Son site web recense en les commentant les principales ressources sur lesquelles il s'est appuyé pour construire sa reconstitution, et elles sont légion.
L'uchronie qu'il compose à partir de là y est légère et plausible, du moins dans les limites de l'exercice ; on aimerait croire à ce règlement précoce du conflit entre l'Europe de l'Ouest et l'Allemagne nazi.
Épure élégante qui ne s'interpose jamais entre le lecteur et les personnages, le style de Priest rend à merveille et le tragique de l'époque et l'anxiété de ses acteurs**. Des protagonistes bien vivants, jamais caricaturaux, riches de leurs contradictions, de leurs doutes - à l'exception de l'historien dont le rôle exact m'échappe pour le moment. Bien qu'entraperçus, Hess et Churchill sont passionnants, à la hauteur de leur réputation bien sûr, mais aussi doués de ce supplément d'âme que savent instiller les meilleurs écrivains.

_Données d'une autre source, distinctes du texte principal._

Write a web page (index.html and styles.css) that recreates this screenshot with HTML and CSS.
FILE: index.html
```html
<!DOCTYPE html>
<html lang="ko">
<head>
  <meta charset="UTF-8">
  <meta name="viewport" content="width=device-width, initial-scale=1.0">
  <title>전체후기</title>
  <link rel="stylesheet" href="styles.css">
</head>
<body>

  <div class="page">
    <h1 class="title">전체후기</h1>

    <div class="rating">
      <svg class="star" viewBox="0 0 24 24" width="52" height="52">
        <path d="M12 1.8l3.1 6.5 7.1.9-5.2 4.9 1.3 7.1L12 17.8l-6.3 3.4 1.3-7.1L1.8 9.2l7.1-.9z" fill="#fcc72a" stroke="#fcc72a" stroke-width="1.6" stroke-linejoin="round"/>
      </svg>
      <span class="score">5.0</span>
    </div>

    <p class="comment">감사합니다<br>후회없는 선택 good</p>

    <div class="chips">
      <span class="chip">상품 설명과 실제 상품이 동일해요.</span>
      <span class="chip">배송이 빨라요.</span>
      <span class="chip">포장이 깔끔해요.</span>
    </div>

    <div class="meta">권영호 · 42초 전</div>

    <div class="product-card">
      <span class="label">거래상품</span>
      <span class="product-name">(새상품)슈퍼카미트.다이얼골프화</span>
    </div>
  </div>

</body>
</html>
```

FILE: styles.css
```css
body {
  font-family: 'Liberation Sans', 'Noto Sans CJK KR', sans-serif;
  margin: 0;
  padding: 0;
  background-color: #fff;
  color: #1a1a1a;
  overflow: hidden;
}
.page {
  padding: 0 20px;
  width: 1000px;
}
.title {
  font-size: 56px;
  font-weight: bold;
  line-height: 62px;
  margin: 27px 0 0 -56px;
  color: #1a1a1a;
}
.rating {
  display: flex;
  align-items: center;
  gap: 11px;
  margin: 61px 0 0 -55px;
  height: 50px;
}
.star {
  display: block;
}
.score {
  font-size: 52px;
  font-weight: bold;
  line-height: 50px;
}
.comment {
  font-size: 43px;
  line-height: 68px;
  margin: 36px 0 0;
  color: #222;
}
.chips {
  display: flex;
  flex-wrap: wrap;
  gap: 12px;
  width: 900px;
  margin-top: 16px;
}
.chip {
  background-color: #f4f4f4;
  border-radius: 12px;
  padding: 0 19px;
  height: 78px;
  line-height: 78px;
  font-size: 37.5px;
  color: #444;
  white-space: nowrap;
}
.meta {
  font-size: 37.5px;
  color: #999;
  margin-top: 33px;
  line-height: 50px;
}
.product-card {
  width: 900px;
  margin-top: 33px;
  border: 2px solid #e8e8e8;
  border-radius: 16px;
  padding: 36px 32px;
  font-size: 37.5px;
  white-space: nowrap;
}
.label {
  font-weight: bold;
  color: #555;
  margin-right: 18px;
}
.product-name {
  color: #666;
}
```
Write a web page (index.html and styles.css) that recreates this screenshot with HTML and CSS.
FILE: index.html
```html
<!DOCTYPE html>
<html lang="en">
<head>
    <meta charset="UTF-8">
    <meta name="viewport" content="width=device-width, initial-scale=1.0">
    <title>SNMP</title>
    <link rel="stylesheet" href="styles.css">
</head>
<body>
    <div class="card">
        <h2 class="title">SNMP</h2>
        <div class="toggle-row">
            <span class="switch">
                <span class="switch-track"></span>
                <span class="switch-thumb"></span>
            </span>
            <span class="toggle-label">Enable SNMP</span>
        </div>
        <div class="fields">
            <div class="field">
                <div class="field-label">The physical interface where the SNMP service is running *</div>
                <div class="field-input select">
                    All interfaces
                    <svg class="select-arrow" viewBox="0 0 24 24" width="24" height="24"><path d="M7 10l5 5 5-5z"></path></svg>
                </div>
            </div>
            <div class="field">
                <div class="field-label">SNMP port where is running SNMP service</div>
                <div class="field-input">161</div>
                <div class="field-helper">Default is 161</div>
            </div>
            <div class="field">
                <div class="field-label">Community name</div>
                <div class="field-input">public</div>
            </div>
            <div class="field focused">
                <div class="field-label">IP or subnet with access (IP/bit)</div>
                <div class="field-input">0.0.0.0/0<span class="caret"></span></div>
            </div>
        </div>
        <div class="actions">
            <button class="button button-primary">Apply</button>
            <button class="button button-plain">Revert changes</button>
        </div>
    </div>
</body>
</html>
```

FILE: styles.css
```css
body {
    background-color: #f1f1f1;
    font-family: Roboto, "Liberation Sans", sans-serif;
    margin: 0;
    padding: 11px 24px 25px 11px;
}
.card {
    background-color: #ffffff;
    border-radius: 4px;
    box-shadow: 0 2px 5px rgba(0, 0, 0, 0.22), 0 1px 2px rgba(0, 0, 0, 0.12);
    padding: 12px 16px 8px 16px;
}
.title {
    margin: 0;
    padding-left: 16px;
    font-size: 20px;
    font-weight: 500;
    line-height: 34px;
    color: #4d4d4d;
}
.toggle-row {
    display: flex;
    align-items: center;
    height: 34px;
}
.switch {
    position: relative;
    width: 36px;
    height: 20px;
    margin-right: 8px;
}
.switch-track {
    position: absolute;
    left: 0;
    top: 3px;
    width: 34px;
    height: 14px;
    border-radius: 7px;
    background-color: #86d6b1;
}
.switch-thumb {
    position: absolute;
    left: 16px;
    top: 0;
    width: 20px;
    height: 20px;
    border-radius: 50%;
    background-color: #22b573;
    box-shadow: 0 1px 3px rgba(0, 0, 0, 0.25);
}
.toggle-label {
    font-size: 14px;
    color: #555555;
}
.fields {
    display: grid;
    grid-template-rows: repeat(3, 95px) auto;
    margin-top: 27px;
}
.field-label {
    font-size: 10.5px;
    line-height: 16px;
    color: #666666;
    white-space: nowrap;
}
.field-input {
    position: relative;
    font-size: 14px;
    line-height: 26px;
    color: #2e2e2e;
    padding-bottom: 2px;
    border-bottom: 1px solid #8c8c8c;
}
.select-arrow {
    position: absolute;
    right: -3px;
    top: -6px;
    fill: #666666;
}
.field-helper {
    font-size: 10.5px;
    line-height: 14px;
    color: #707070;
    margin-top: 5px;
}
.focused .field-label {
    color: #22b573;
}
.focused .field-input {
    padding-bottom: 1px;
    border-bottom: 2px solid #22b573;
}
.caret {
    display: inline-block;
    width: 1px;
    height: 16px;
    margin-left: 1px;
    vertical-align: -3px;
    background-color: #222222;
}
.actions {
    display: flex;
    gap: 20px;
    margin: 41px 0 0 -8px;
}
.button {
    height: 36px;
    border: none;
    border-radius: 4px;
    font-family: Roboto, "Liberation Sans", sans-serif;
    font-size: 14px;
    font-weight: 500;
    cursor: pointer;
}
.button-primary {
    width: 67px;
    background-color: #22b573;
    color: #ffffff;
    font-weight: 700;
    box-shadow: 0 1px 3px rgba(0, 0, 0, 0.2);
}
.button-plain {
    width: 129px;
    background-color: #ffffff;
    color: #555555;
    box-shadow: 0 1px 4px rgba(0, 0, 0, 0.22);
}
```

Comme on pouvait s'y attendre (?), le livre n'a guère marché outre-Manche. Mécontent du sort qui lui a été réservé, Priest, un homme charmant que j'ai eu l'occasion de croiser il y a quelques années, en a racheté les droits et a depuis rejoint un éditeur mieux à même de défendre ses intérêts, Gollancz***, lesquels sont au croisement des littératures générale et de genre.
Une zone grise où explosent certains titres et se meurent tant d'autres. Bravo à Lunes d'Encre d'oser proposer de tels romans.
*Je crois comprendre que ces thèmes sont récurrents dans une bonne partie du travail de Priest. Si jamais vous en avez lu d'autres, éclairez-moi !
**La traduction est de Michelle Charrier. Je suis allé lire quelques chroniques en anglais et les commentateurs évoquent ces mêmes qualités d'écriture dans l’œuvre originale.
*** Éditeur anglais de Pierre Pevel et Antoine Rouaud.